As Gursky grew more confident and also had the funds to travel more he became fonder of man-made structures – so architecture in the broadest sense.  Sometimes he gets up close and personal with a huge lighting system or in one case with the very grey utilitarian carpet of an art gallery and these grand scale interpretations are quite arresting without being disturbing. These verge on abstracts as the context of the lighting systems is absent.  The Montparnasse Brutalist housing block does give pause for thought as the viewer cannot fail to remember the troubles there have been along the ‘banlieue’...   


Not that he ignores humankind – there are excellent compositions of the Tokyo stock exchange (pretty devoid of colour) and the German Siemens  electronics factory which conforms to every expectation of the  worker as small cog in the wheel of global capitalism. To paraphrase his own words the clarity of the image execution belies the ambiguity of the subject matter…

Nowhere is this more true than in two of my favourites: the 99cent store and the airport departure boards. By now Gursky is using digital photography and he is able to duplicate/overlap and repeat images in strips which gives an apparent impression of realism while delivering a greater impact and message.
Like many artists he enjoys the same subjects to which he returns but gives them a different treatment and thus interpretation. After the early photos of the river Rhine he returns to this and by straightening and manipulating the images delivers something akin to a Rothko (only with ‘greener’ tones) and where the grey water looks almost as though it has been painted with thick oils. Aware too of environmental degradation he captures the negative human impact on our landscapes.

Nowhere is this more true than in his pictures of oil (?slicks) on water. These later compositions have a near abstract quality and we were also taken with his version of the Formula 1 Racetrack in the desert   of Bahrain – the black empty track has been chopped and joined randomly so leading nowhere but the overall impression is like a modernist work of art. Not that Gursky is humourless – obviously taken with the rituals of Formula 1 he has recorded two pit changes – the red versus the white teams – but exaggerated the number of mechanics needed.
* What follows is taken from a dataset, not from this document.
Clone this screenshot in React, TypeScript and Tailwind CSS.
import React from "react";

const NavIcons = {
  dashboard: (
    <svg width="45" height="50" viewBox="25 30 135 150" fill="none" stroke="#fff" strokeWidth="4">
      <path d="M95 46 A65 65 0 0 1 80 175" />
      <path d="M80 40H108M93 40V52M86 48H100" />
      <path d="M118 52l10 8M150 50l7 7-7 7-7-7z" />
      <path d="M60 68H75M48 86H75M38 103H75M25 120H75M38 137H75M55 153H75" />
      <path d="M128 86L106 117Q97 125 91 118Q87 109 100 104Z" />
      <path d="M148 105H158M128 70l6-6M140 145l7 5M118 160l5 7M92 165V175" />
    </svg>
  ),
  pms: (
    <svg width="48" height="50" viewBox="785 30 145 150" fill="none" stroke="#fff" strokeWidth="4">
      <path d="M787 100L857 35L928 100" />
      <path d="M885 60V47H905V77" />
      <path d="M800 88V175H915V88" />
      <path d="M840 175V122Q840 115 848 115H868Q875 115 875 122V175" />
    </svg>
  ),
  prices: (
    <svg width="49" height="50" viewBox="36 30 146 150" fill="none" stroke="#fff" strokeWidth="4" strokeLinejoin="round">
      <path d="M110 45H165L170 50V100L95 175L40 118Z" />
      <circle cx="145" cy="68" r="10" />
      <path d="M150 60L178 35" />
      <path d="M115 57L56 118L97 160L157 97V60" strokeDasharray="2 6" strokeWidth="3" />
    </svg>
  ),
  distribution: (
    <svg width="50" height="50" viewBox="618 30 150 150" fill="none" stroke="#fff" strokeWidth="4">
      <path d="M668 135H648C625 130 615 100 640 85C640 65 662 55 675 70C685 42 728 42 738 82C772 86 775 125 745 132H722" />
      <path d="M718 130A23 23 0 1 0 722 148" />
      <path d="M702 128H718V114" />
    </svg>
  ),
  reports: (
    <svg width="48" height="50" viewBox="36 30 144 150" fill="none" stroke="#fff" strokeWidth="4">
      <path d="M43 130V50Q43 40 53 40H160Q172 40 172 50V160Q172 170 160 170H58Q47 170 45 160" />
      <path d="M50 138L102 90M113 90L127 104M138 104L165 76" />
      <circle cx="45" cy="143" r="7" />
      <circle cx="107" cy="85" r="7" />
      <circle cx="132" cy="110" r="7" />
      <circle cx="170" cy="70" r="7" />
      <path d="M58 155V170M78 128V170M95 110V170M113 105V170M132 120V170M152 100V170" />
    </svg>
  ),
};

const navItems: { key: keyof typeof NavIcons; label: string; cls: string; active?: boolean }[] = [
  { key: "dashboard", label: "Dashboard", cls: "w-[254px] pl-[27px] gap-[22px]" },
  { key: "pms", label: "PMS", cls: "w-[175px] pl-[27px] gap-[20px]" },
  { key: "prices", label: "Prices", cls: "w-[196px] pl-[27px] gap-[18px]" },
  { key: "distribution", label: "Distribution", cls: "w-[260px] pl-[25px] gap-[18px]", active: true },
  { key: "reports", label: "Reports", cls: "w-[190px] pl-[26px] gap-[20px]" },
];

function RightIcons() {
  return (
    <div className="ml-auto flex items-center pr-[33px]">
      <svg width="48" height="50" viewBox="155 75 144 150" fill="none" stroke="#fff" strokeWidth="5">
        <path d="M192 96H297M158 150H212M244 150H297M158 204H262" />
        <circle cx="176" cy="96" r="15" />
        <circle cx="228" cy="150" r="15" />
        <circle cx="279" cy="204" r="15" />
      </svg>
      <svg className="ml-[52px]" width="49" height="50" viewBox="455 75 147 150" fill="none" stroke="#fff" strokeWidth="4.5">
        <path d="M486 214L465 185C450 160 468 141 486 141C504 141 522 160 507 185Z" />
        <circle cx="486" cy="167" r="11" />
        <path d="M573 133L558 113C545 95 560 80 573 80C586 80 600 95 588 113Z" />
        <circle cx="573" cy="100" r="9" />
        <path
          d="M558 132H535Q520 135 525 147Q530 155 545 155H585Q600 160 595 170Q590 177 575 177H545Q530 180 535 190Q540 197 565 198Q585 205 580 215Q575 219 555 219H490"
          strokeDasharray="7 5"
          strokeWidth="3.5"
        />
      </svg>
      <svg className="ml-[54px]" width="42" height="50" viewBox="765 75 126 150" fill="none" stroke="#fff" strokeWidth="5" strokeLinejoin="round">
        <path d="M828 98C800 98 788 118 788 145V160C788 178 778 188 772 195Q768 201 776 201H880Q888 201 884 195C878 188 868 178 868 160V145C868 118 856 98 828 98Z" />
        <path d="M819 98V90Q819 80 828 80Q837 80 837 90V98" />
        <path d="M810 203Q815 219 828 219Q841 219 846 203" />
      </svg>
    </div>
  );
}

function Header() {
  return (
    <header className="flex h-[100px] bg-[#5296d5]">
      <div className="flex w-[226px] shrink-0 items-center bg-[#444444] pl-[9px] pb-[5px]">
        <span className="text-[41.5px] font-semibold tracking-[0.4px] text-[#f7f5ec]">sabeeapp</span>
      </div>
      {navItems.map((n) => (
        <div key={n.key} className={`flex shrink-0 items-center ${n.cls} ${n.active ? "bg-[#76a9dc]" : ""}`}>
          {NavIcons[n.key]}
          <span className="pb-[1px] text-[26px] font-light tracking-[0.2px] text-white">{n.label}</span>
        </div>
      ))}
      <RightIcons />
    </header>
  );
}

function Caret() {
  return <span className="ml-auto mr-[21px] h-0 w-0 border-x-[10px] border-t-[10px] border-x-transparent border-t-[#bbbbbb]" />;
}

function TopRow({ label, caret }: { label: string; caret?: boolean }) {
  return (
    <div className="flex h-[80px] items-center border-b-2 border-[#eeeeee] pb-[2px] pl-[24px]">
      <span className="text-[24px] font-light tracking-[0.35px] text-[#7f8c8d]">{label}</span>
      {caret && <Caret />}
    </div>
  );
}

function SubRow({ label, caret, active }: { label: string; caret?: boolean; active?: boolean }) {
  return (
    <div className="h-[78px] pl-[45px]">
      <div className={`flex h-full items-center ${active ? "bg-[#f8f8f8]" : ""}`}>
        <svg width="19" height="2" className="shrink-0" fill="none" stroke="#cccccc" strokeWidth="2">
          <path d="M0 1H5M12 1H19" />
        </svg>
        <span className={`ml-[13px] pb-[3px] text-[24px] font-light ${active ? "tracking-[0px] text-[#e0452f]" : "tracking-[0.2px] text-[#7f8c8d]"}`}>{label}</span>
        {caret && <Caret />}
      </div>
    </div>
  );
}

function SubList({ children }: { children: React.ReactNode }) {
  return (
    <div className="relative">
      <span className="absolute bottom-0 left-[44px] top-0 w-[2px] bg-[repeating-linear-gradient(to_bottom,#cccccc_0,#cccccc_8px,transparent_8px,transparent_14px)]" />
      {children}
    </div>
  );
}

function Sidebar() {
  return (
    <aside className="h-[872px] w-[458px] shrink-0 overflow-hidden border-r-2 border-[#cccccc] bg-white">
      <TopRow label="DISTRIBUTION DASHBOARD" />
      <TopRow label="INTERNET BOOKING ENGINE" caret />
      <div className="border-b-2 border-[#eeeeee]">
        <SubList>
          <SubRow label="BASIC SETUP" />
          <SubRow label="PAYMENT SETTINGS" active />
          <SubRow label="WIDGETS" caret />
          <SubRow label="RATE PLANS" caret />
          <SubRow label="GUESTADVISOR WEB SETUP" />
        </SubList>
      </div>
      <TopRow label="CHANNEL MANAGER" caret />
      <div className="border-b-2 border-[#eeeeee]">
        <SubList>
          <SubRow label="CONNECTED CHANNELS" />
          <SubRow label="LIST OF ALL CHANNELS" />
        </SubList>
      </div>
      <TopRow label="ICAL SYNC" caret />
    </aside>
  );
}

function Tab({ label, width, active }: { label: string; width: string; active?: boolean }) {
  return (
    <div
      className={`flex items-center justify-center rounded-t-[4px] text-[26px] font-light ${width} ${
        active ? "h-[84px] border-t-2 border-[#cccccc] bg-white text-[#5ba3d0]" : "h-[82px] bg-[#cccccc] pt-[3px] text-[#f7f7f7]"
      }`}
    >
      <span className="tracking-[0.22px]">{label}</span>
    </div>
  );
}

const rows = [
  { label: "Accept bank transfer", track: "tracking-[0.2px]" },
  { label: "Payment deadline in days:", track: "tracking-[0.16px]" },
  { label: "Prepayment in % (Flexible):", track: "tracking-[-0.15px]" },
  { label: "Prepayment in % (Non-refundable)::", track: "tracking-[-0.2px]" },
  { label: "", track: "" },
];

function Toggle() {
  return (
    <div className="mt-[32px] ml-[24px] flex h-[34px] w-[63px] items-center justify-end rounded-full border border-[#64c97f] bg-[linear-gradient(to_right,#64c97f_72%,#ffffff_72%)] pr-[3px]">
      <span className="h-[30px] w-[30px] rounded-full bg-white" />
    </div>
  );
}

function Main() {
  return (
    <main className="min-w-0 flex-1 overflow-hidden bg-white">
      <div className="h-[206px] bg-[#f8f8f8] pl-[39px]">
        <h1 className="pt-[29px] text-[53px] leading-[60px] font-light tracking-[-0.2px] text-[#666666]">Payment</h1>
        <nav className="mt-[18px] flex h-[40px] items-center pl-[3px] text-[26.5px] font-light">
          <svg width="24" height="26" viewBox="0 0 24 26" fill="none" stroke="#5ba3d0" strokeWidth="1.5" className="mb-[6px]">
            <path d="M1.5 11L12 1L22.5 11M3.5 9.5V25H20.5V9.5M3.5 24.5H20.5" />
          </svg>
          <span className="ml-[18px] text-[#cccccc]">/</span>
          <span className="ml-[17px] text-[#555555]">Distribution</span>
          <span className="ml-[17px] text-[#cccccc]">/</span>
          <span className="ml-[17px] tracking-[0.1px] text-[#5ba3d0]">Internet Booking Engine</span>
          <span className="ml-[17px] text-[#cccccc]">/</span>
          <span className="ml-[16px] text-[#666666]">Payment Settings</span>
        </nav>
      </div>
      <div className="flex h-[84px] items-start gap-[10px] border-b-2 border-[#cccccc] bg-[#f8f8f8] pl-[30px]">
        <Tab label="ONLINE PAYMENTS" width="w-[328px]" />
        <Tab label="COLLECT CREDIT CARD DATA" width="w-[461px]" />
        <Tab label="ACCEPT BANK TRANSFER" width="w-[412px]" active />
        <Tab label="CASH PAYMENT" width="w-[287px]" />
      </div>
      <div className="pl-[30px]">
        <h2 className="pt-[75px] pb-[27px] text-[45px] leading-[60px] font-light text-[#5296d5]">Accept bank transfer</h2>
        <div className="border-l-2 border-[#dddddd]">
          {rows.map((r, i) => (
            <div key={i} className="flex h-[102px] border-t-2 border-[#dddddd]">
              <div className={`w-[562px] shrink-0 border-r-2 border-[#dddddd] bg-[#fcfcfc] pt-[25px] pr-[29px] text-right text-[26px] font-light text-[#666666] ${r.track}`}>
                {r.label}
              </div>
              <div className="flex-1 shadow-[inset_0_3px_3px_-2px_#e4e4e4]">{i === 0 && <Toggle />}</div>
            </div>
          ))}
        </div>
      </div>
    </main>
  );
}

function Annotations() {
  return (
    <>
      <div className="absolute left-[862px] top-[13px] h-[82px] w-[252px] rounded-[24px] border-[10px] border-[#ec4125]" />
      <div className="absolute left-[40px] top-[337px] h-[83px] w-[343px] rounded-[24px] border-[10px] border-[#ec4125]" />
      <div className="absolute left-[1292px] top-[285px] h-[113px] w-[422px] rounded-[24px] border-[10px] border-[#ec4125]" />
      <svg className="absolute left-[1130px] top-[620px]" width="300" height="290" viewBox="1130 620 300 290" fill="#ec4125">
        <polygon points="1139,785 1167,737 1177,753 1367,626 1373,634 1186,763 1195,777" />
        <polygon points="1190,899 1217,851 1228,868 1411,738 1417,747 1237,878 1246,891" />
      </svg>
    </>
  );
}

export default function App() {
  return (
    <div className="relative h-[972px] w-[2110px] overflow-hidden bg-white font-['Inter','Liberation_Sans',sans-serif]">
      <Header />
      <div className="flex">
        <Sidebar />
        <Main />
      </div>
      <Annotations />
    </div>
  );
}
This reminded me of the joke whereby the race is not run on the track but is just between two teams changing the car wheels….

Some of his later work also tends to the deliberately blurry (as opposed to our own incompetence) but perhaps because they were quite dark we found them less absorbing. Having said that our attempt at a close up has quite a Monet-in-the-rain look about it… actually while trying to focus on his composition of  Vietnamese basket weavers turning out chairs for IKEA…

It was encouraging to see the gallery re-open with such a popular exhibition though by popular it does not mean that many of the works do not have the kind of content to make you reflect around the subject matter. One of us has some doubts about whether photography is an art form but on the basis of this show you would have to say that it is… Also like many artists – think of Picasso who could draw life-like doves aged 8 but went on to re-interpret them through his life in different formats – Gursky could take brilliantly executed photos at the start of his career yet was re-interpreting the same or similar subject matters in ever evolving ways throughout his working life.   

2 comments:

  1. Hayward Gallery holds many sentimental memories for me. Used to go there frequently in the 1990s with an artist friend. I hadn't realised it had now re-opened. The Gursky exhibition looks so interesting and I've booked tickets to see it on Thursday. I hope you will be continuing with your brilliant blog once you have completed all the museums on your list. So many other things you could document such as parks and gardens, garden squares, water features.. churches. All the best Victoria

    ReplyDelete
  2. Thanks for your nice comments, Victoria - enjoy your visit.
    Suggestions for a follow-up project appreciated and noted - cemeteries have also been suggested.